→ **Data**:
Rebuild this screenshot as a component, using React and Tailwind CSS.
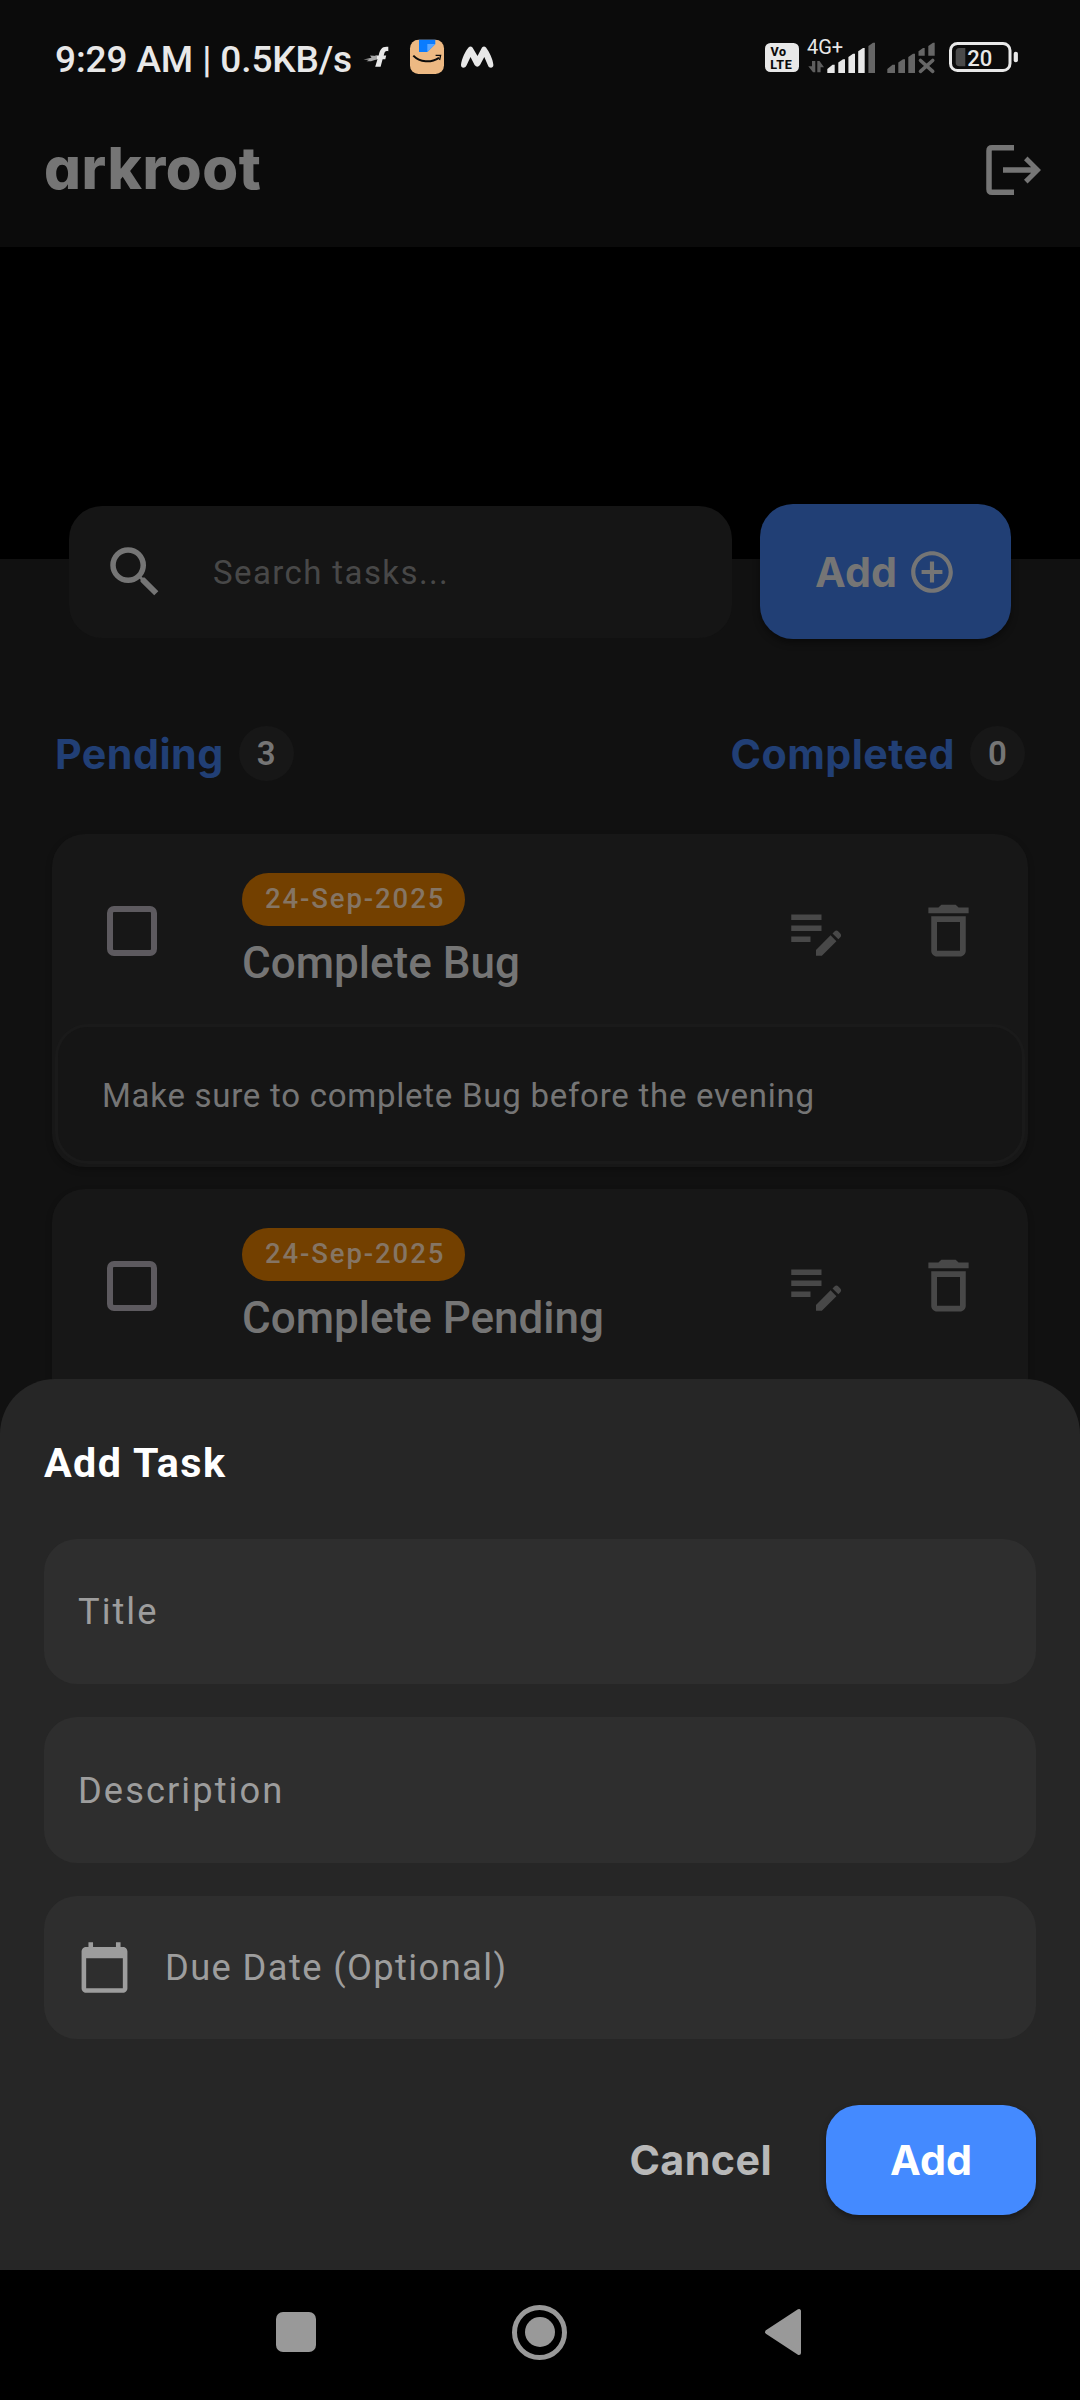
import { MdSearch, MdAddCircleOutline, MdEditNote, MdDeleteOutline, MdCalendarToday } from "react-icons/md";

const TASKS = [
  { date: "24-Sep-2025", title: "Complete Bug", note: "Make sure to complete Bug before the evening" },
  { date: "24-Sep-2025", title: "Complete Pending", note: "" },
];

function NotificationIcons() {
  return (
    <svg width="134" height="42" viewBox="0 0 134 42" fill="none" className="ml-[10px] shrink-0">
      <path
        d="M26.300 8.800V13.200C23.500 12.600 22.800 13.600 22.300 15.500L21.700 17.600H24.200L23.300 21.300H20.600L18.600 28.700H13.200L15.500 21.300H12L13.500 17.600H16.700C17.700 11.500 20 8 26.300 8.800Z"
        fill="#e8e8e8"
      />
      <path d="M8 17.600L15 18V21.300L9 23.300H4.500L7 21.800L1.500 21.400L9.500 19.800Z" fill="#a8a8a8" />
      <rect x="48" y="1.700" width="34" height="34.300" rx="8.500" fill="#edb983" />
      <path d="M57 1.700H73.300V6L65.300 14H57Z" fill="#0a7cff" />
      <path d="M65.300 6H73.300L65.300 14Z" fill="#5ba7ff" />
      <path d="M51.300 17.600C58 24.600 69 25 77 19.800" stroke="#0b0b0b" strokeWidth="2" />
      <path d="M73.600 17.300H78.600L77.600 22" stroke="#0b0b0b" strokeWidth="1.300" />
      <path
        d="M99 27C99.500 21 103.500 13 106.500 9.500Q108.500 7.500 110.500 9.500L115.500 18L120 9.500Q122 7.500 124 9.500C127 13.500 131 21 131.400 27C131.400 30.500 127 30.500 126 27.500L122.300 19L118 27Q115.300 30.500 112.600 27L108.500 19L104.500 27.500C103 30.500 99 30.500 99 27Z"
        fill="#e8e8e8"
      />
    </svg>
  );
}

function SystemIcons() {
  return (
    <svg width="255" height="58" viewBox="0 -8 255 58" fill="none" className="shrink-0 font-[Roboto,sans-serif]">
      <rect x="0" y="5" width="34" height="29" rx="5.500" fill="#e8e8e8" />
      <text x="5.500" y="17.700" fontSize="12.500" fontWeight="800" letterSpacing="0.600" fill="#0b0b0b">Vo</text>
      <text x="5.300" y="30.500" fontSize="12.500" fontWeight="800" letterSpacing="0.600" fill="#0b0b0b">LTE</text>
      <text x="42" y="16" fontSize="20" fill="#e8e8e8">4G+</text>
      <path d="M47 23H50.300V34.300H48L43.300 28.300H47Z M55.600 34.300H52.300V23H54.500L59 29.300H55.600Z" fill="#5e5e5e" />
      <g fill="#e8e8e8">
        <path d="M62.300 35V31L67.500 26.700H69.700V35Z" />
        <path d="M73.300 35V24.500L78 21.300H80V35Z" />
        <path d="M83.400 35V19L88 15.700H90V35Z" />
        <path d="M93.200 35V13.300L98 10H99.700V35Z" />
      </g>
      <g fill="#666666">
        <path d="M103.400 35V8L108 4.700H110V35Z" />
        <path d="M122.300 35V31L127.500 26.700H130V35Z" />
        <path d="M133.300 35V24.500L138 21.300H140V35Z" />
        <path d="M143.300 35V19L148 15.700H150V35Z" />
        <path d="M153.500 17.700V13.300L158 10H159.700V17.700Z" />
        <path d="M163.300 17.700V8L168 4.700H169.700V17.700Z" />
      </g>
      <path d="M155.500 22.500L167.700 33.300M167.700 22.500L155.500 33.300" stroke="#666666" strokeWidth="3.600" strokeLinecap="round" />
      <rect x="185.500" y="5.500" width="59.500" height="27" rx="7" stroke="#e8e8e8" strokeWidth="3" />
      <path d="M200.300 10V28.300H194.500Q190.700 28.300 190.700 24.500V13.800Q190.700 10 194.500 10Z" fill="#4a4a4a" />
      <rect x="248.700" y="13.800" width="4.200" height="10.500" rx="2" fill="#e8e8e8" />
      <text x="202.200" y="27.700" fontSize="22" fontWeight="500" fill="#e8e8e8">20</text>
    </svg>
  );
}

function StatusBar() {
  return (
    <div className="flex h-[118px] items-center pl-[55px] pr-[60px]">
      <span className="w-[297px] pt-[2px] text-[37px] font-medium tracking-[-0.12px] whitespace-nowrap text-[#e8e8e8]">9:29 AM | 0.5KB/s</span>
      <NotificationIcons />
      <div className="ml-auto flex">
        <SystemIcons />
      </div>
    </div>
  );
}

function AppBar() {
  return (
    <div className="flex h-[129px] items-center justify-between pr-[39px] pb-[25px] pl-[44px]">
      <span className="-mt-[4px] font-[Inter,sans-serif] text-[58px] leading-none font-extrabold tracking-[0.6px] text-[#757575] [font-feature-settings:'cv11']">
        arkroot
      </span>
      <svg width="55" height="50" viewBox="0 0 55 50" fill="none">
        <path d="M28 2.800H6Q3 2.800 3 5.800V44.200Q3 47.200 6 47.200H28" stroke="#757575" strokeWidth="5.500" />
        <path d="M17 22.300H45.200L38 15.300L41.500 11.500L55 25L41.500 38.500L38 34.700L45.200 27.700H17Z" fill="#757575" />
      </svg>
    </div>
  );
}

function Counter({ label, count }) {
  return (
    <div className="flex items-center gap-[15px]">
      <span className="pt-[2px] font-[Inter,sans-serif] text-[41.25px] leading-[55px] font-bold tracking-[0.45px] text-[#213f75]">{label}</span>
      <span className="flex size-[55px] items-center justify-center rounded-full bg-[#171717] text-[33px] leading-none font-semibold text-[#757575]">
        {count}
      </span>
    </div>
  );
}

function TaskCard({ task }) {
  return (
    <div className="mx-[52px] h-[333px] rounded-[33px] bg-[#171717] shadow-[0_3px_6px_rgba(0,0,0,0.25)]">
      <div className="flex h-[190px] items-start pt-[38px] pr-[45px] pl-[55px]">
        <div className="flex h-[117px] w-full items-center">
          <div className="size-[50px] rounded-[7px] border-[6px] border-[#5d5a5f]" />
          <div className="ml-[85px] flex flex-col items-start">
            <span className="flex h-[53px] items-center rounded-full bg-[#734000] pr-[20px] pl-[23px] text-[27.5px] font-medium tracking-[1.9px] text-[#857564]">
              {task.date}
            </span>
            <span className="mt-[11px] text-[44px] leading-[52px] font-medium text-[#757575]">{task.title}</span>
          </div>
          <div className="ml-auto flex items-center gap-[65px] text-[#484848]">
            <MdEditNote className="size-[66px]" />
            <MdDeleteOutline className="size-[69px]" />
          </div>
        </div>
      </div>
      <div className="mx-[3px] flex h-[140px] items-center rounded-[33px] border-[3px] border-[#1a1a1a] bg-[#151515] pt-[4px] pl-[44px]">
        <span className="text-[33px] tracking-[0.74px] whitespace-nowrap text-[#757575]">{task.note}</span>
      </div>
    </div>
  );
}

function AddTaskSheet() {
  return (
    <div className="absolute inset-x-0 bottom-[130px] h-[891px] rounded-t-[55px] bg-[#262626] px-[44px]">
      <h2 className="pt-[59px] text-[41.25px] leading-[50px] font-bold tracking-[1.4px] text-white">Add Task</h2>
      <div className="mt-[51px] flex flex-col gap-[33px] text-[36.3px] text-[#9d9d9d]">
        <div className="flex h-[145px] items-center rounded-[33px] bg-[#2e2e2e] pt-[2px] pl-[34px] tracking-[2px]">Title</div>
        <div className="flex h-[146px] items-center rounded-[33px] bg-[#2e2e2e] pt-[2px] pl-[34px] tracking-[2.05px]">Description</div>
        <div className="flex h-[143px] items-center gap-[33px] rounded-[33px] bg-[#2e2e2e] pl-[33px] tracking-[1.38px]">
          <MdCalendarToday className="size-[55px]" />
          <span className="pt-[2px]">Due Date (Optional)</span>
        </div>
      </div>
      <div className="mt-[66px] flex items-center justify-end gap-[54px] font-[Inter,sans-serif] text-[41.25px] font-bold">
        <button className="pt-[2px] tracking-[0.4px] text-[#b8b8b8]">Cancel</button>
        <button className="h-[110px] w-[210px] rounded-[33px] bg-[#448aff] pt-[2px] text-white shadow-[0_3px_6px_rgba(0,0,0,0.35)]">Add</button>
      </div>
    </div>
  );
}

function NavBar() {
  return (
    <div className="absolute inset-x-0 bottom-0 flex h-[130px] items-center bg-black pb-[6px] pl-[276px]">
      <div className="size-[40px] rounded-[7px] bg-[#999999]" />
      <div className="ml-[196px] flex size-[55px] items-center justify-center rounded-full border-[5px] border-[#999999]">
        <div className="size-[30px] rounded-full bg-[#999999]" />
      </div>
      <svg width="38" height="48" viewBox="0 0 38 48" className="ml-[197px]">
        <path d="M3 24L35 3V45Z" fill="#999999" stroke="#999999" strokeWidth="4" strokeLinejoin="round" />
      </svg>
    </div>
  );
}

export default function App() {
  return (
    <div className="relative h-[2400px] w-[1080px] overflow-hidden bg-[#111111] font-[Roboto,sans-serif]">
      <header className="bg-[#0b0b0b]">
        <StatusBar />
        <AppBar />
      </header>
      <div className="h-[312px] bg-black" />
      <div className="-mt-[55px] flex h-[135px] items-center gap-[28px] px-[69px]">
        <div className="flex h-[132px] w-[663px] items-center rounded-[33px] bg-[#151515] pl-[33px] text-[#757575]">
          <MdSearch className="size-[66px]" />
          <span className="ml-[45px] pt-[2px] text-[33px] tracking-[1.4px] text-[#484848]">Search tasks...</span>
        </div>
        <div className="flex h-[135px] w-[251px] items-center justify-center gap-[10px] rounded-[33px] bg-[#213f75] pt-px pl-[1px] text-[#757575] shadow-[0_4px_7px_rgba(0,0,0,0.4)]">
          <span className="pt-px font-[Inter,sans-serif] text-[41.25px] font-bold">Add</span>
          <MdAddCircleOutline className="size-[50px]" />
        </div>
      </div>
      <div className="mt-[87px] flex h-[55px] items-center justify-between px-[55px]">
        <Counter label="Pending" count={3} />
        <Counter label="Completed" count={0} />
      </div>
      <div className="mt-[53px] flex flex-col gap-[22px]">
        {TASKS.map((task) => (
          <TaskCard key={task.title} task={task} />
        ))}
      </div>
      <AddTaskSheet />
      <NavBar />
    </div>
  );
}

→ **Written request**: Take the material above from its first line through the line holding "MdEditNote, MdDeleteOutline, MdCalendarToday" and set it down exactly, without the pictures.

→ **Response to the task**:
Rebuild this screenshot as a component, using React and Tailwind CSS.
import { MdSearch, MdAddCircleOutline, MdEditNote, MdDeleteOutline, MdCalendarToday } from "react-icons/md";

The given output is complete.